Na scenie – oprócz aktorów – błyszczą przepiękne, bajkowo-egzotyczne kostiumy. Są uwodzicielskie syreny, zmieniające się w ryby piły i ludożercy. Ogromny ptak, który pojawia się nagle by zabrać swe olbrzymie jajo i wraz z Sindbadem w jego wnętrzu odlecieć do odległej krainy. Egzotyka i kolory w scenografii są zasługą Adama Kiliana, oraz Juli Skrzyneckiej. Zachwyca nas różnorodność i pomysłowość. Publiczności bardzo podobał się jaskrawo – niebieski słoń i przepiękne, kolorowe ryby, które pojawiły się kilkakrotnie wraz z niespokojnym, w ciągłym ruchu morzem, którego fale co chwila porywały bohaterów niosąc ich w nieznane. Proste pomysły i zaskakująco ciekawe zastosowanie materiałów dają realistyczny i efektowny obraz. Jednym słowem, starania scenografów są widoczne, docenione i dały zamierzony efekt.
Aktorzy na scenie bawią się równie dobrze, co widzowie. Są swobodni i z lekkością przychodzi im wcielanie się w bajeczne postaci. Jednak pamiętają o bajkowym przekazie tekstu i jego odbiorcach. Ta naturalność i pozorna powaga, z jaką grają, nadaje spektaklowi wiarygodności i powoduje dobre przyjęcie przez młodą i dorosłą widownię. A przecież, jak wiadomo, widownia dziecięca należy do jednej z najtrudniejszych.

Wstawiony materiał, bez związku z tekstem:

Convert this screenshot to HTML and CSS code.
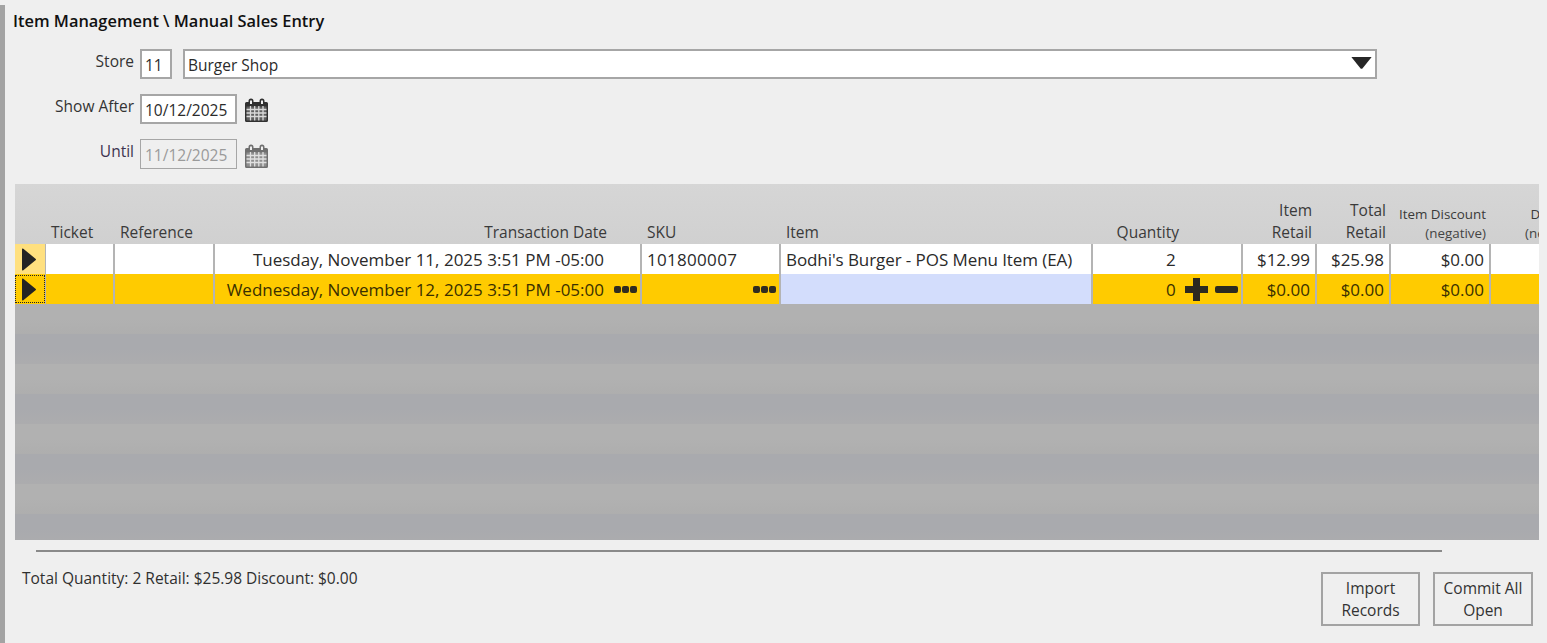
FILE: index.html
```html
<!DOCTYPE html>
<html lang="en">
<head>
<meta charset="utf-8">
<title>Manual Sales Entry</title>
<link rel="stylesheet" href="styles.css">
</head>
<body>
<svg class="defs" width="0" height="0" aria-hidden="true">
  <symbol id="cal" viewBox="0 0 23 24">
    <path d="M0 5.500Q0 4 1.500 4H3.500V3a2.500 2.500 0 0 1 5 0v1h6V3a2.500 2.500 0 0 1 5 0v1h2Q23 4 23 5.500V22.500Q23 24 21.500 24H1.500Q0 24 0 22.500Z" fill="currentColor"/>
    <path d="M5 2.500h2V6H5zM16 2.500h2V6h-2z" fill="#efefef"/>
    <path d="M1.500 8.500h20v14h-20z" fill="#efefef" opacity=".25"/>
    <path d="M1.500 11.500h20M1.500 15h20M1.500 18.500h20M5.500 8v14.500M9.700 8v14.500M13.800 8v14.500M18 8v14.500" stroke="#efefef" stroke-width="1.300" fill="none" opacity=".85"/>
  </symbol>
  <symbol id="arrow" viewBox="0 0 14 23" preserveAspectRatio="none">
    <path d="M0 1.500Q0 0 1.300 .8L13.500 10.700Q14.500 11.500 13.500 12.300L1.300 22.200Q0 23 0 21.500Z" fill="currentColor"/>
  </symbol>
</svg>
<main class="page">
  <h1 class="title">Item Management \ Manual Sales Entry</h1>
  <section class="form">
    <div class="form-row">
      <label class="form-label">Store</label>
      <div class="field field-store">11</div>
      <div class="field field-select">
        <span>Burger Shop</span>
        <svg class="caret" viewBox="0 0 22 13" width="21" height="12"><path d="M0 0H22L12 12.500Q11 13 10 12.500Z" fill="#262626"/></svg>
      </div>
    </div>
    <div class="form-row">
      <label class="form-label">Show After</label>
      <div class="field field-date">10/12/2025</div>
      <svg class="cal"><use href="#cal"/></svg>
    </div>
    <div class="form-row is-disabled">
      <label class="form-label">Until</label>
      <div class="field field-date">11/12/2025</div>
      <svg class="cal"><use href="#cal"/></svg>
    </div>
  </section>

  <section class="grid">
    <div class="row head">
      <div class="c"></div>
      <div class="c left">Ticket</div>
      <div class="c left">Reference</div>
      <div class="c date-head">Transaction Date</div>
      <div class="c left">SKU</div>
      <div class="c left">Item</div>
      <div class="c qty-head">Quantity</div>
      <div class="c">Item<br>Retail</div>
      <div class="c">Total<br>Retail</div>
      <div class="c small">Item Discount<br><span class="sub">(negative)</span></div>
      <div class="c small clip"><span class="clip-text">Discount<br><span class="sub">(negative)</span></span></div>
    </div>
    <div class="row data">
      <div class="c ind ind-light"><svg class="arrow"><use href="#arrow"/></svg></div>
      <div class="c"></div>
      <div class="c"></div>
      <div class="c"><span class="date-val">Tuesday, November 11, 2025 3:51 PM -05:00</span></div>
      <div class="c left sku">101800007</div>
      <div class="c left name">Bodhi's Burger - POS Menu Item (EA)</div>
      <div class="c qty">2</div>
      <div class="c">$12.99</div>
      <div class="c">$25.98</div>
      <div class="c">$0.00</div>
      <div class="c last"></div>
    </div>
    <div class="row data active">
      <div class="c ind"><span class="focus"><svg class="arrow"><use href="#arrow"/></svg></span></div>
      <div class="c"></div>
      <div class="c"></div>
      <div class="c"><span class="date-val">Wednesday, November 12, 2025 3:51 PM -05:00</span><span class="dots"><i></i><i></i><i></i></span></div>
      <div class="c"><span class="dots"><i></i><i></i><i></i></span></div>
      <div class="c edit"></div>
      <div class="c qty"><span>0</span><span class="plus"></span><span class="minus"></span></div>
      <div class="c">$0.00</div>
      <div class="c">$0.00</div>
      <div class="c">$0.00</div>
      <div class="c last"></div>
    </div>
    <div class="bands">
      <div class="band"></div><div class="band alt"></div>
      <div class="band"></div><div class="band alt"></div>
      <div class="band"></div><div class="band alt"></div>
      <div class="band"></div><div class="band alt"></div>
    </div>
  </section>

  <hr class="rule">
  <footer class="foot">
    <p class="totals">Total Quantity: 2 Retail: $25.98 Discount: $0.00</p>
    <div class="actions">
      <button class="btn btn-import" type="button">Import<br>Records</button>
      <button class="btn btn-commit" type="button">Commit All<br>Open</button>
    </div>
  </footer>
</main>
</body>
</html>
```
FILE: styles.css
```css
* { box-sizing: border-box; }
html, body { margin: 0; height: 100%; }
body {
  width: 1547px;
  height: 643px;
  overflow: hidden;
  background: #efefef;
  color: #2b2b2b;
  padding-top: 5px;
  font: 15.5px/20px "Open Sans", "Noto Sans", sans-serif;
}
.defs { display: block; height: 0; }
.page {
  height: 638px;
  border-left: 5px solid #a3a3a3;
  padding: 6px 8px 0 8px;
  display: flex;
  flex-direction: column;
}
.title {
  margin: 0;
  font-size: 16.4px;
  line-height: 20px;
  font-weight: 600;
  color: #111;
}
.form {
  display: flex;
  flex-direction: column;
  gap: 15px;
  margin: 18px 0 0 0;
}
.form-row {
  display: flex;
  align-items: flex-start;
  height: 30px;
}
.form-label {
  width: 121px;
  text-align: right;
  line-height: 24px;
  color: #333;
  flex: none;
}
.field {
  height: 30px;
  margin-left: 6px;
  border: 2px solid #a6a6a6;
  background: #fff;
  padding: 0 3px;
  line-height: 29px;
  flex: none;
  white-space: nowrap;
}
.field-store { width: 32px; }
.field-select {
  width: 1194px;
  margin-left: 11px;
  display: flex;
  justify-content: space-between;
  align-items: center;
  padding: 2px 3px 0;
}
.caret { margin-bottom: 5px; }
.field-date { width: 97px; }
.cal {
  width: 23px;
  height: 24px;
  margin: 4px 0 0 8px;
  color: #303030;
}
.is-disabled .field {
  border: 1px solid #a6a6a6;
  background: #efefef;
  color: #9a9a9a;
  padding-left: 4px;
  line-height: 31px;
}
.is-disabled .form-label { color: #3d3350; }
.is-disabled .cal { color: #6f6f6f; margin-top: 5px; }

.grid {
  margin: 15px 0 0 2px;
  width: 1524px;
  height: 356px;
  overflow: hidden;
  background: #d4d4d4;
  display: flex;
  flex-direction: column;
}
.row {
  display: grid;
  grid-template-columns: 31px 69px 100px 427px 139px 312px 150px 74px 74px 100px 48px;
  flex: none;
}
.head { height: 60px; background: linear-gradient(#d6d6d6, #d0d0d0); }
.head .c {
  display: flex;
  flex-direction: column;
  justify-content: flex-end;
  align-items: flex-end;
  text-align: right;
  padding: 0 5px 1px 5px;
  line-height: 22px;
  color: #3a3a3a;
  white-space: nowrap;
}
.head .left { align-items: flex-start; text-align: left; }
.head .date-head { padding-right: 35px; }
.head .qty-head { padding-right: 64px; }
.head .small { font-size: 13.4px; line-height: 19px; padding-bottom: 1px; }
.sub { color: #444; }
.head .clip { padding: 0 0 1px 34px; align-items: flex-start; overflow: hidden; }
.clip-text { white-space: nowrap; display: block; text-align: right; }
.data { height: 30px; background: #fff; }
.data .c {
  border-right: 2px solid #b4b4b4;
  padding: 0 5px 0 5px;
  line-height: 29px;
  text-align: right;
  white-space: nowrap;
  font-size: 17px;
  display: flex;
  align-items: center;
  justify-content: flex-end;
  color: #2a2a2a;
}
.data .left { justify-content: flex-start; }
.data .last { border-right: 0; }
.data .sku { letter-spacing: .3px; }
.data .name { letter-spacing: -.08px; }
.date-val { margin-right: 33px; }
.data .ind { padding: 0 2px 0 0; border-right-width: 1px; justify-content: center; }
.ind-light { background: #ffe07f; }
.arrow { width: 14px; height: 23px; color: #232323; display: block; }
.focus {
  width: 30px;
  height: 28px;
  margin-right: -2px;
  padding-right: 2px;
  border: 1px dotted #222;
  display: flex;
  align-items: center;
  justify-content: center;
}
.active { background: #ffcb00; }
.active .c { color: #3a3000; }
.active .c:nth-child(4) .date-val { margin-right: 10px; }
.data .c:nth-child(4), .data .c:nth-child(5) { padding-right: 3px; }
.data .edit { background: #d3ddfc; }
.dots { display: flex; gap: 1px; }
.dots i { width: 7px; height: 7px; border-radius: 2px; background: #2f2c20; display: block; }
.data .qty { padding-right: 0; justify-content: flex-start; }
.data .qty > span:first-child { margin-left: 68px; }
.data:not(.active) .qty { padding-left: 73px; }
.plus {
  width: 23px;
  height: 23px;
  margin-left: 9px;
  background:
    linear-gradient(#2c2a20, #2c2a20) center / 23px 7px no-repeat,
    linear-gradient(#2c2a20, #2c2a20) center / 7px 23px no-repeat;
  border-radius: 2px;
}
.minus {
  width: 23px;
  height: 7px;
  margin-left: 7px;
  background: #2c2a20;
  border-radius: 2px;
}
.bands { flex: 1; }
.band { height: 30px; background: linear-gradient(#b1b1b1 50%, #aeaeae); }
.band.alt { background: linear-gradient(#a9aaae 50%, #acacae); }

.rule {
  width: 1406px;
  height: 2px;
  flex: none;
  margin: 10px 0 0 23px;
  border: 0;
  background: #8a8a8a;
}
.foot {
  display: flex;
  justify-content: space-between;
  align-items: flex-start;
  margin-top: 20px;
  padding-left: 9px;
}
.totals { margin: -4px 0 0 0; line-height: 20px; color: #2f2f2f; }
.actions { display: flex; gap: 13px; margin-right: 6px; }
.btn {
  height: 54px;
  border: 2px solid #a3a3a3;
  background: #efefef;
  color: #333;
  font: inherit;
  line-height: 22.5px;
  padding: 0;
  flex: none;
}
.btn-import { width: 99px; }
.btn-commit { width: 100px; }
```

Dyrekcja Teatru Śląskiego, decydując się wreszcie na wystawienie bajki, ma świadomość, że działa z myślą o przyszłości. Młody widz, odwiedzając teatr przynajmniej raz, nigdy nie zapomni o tym miejscu i jest duża szansa, że w życiu dorosłym będzie do niego powracać. Edukacja najmłodszych, zaprzyjaźnianie z kulturą są bardzo potrzebne, a dzieci nie protestują i chętnie do teatru chodzą – trzeba im go tylko przybliżyć. Pierwszym spektaklem niech będzie „Sindbad”! Teraz trzeba pomyśleć o spektaklu dla młodzieży. To jeszcze jedna „dziura” repertuarowa, która – mam nadzieję – niebawem zostanie wypełniona stosownym przedstawieniem dla nastolatków. Teatr Śląski bowiem, z racji swojej uniwersalności, ma służyć nie tylko nieomal wszystkim grupom jego miłośników, ale także przyciągać do teatru nowych widzów i kształtować ich teatralne i kulturalne gusta.
Spektakl „Przygody Sindbada Żeglarza” od pierwszej sceny aż do finałowej piosenki, jest interesujący, znakomicie wyreżyserowany i zagrany. Zespół bawi się swoją grą, pozwala czuć się widzowi swobodnie, a muzyka Grzegorza Turnaua z tekstami piosenek Jarosława Kiliana wszystko ubarwia i powoduje uśmiech. Mam nadzieję, że będzie grany na tyle często, aby teatr mógł zacząć pełnić swoją inicjacyjną rolę wobec tych, dla których przez wiele lat był zamknięty.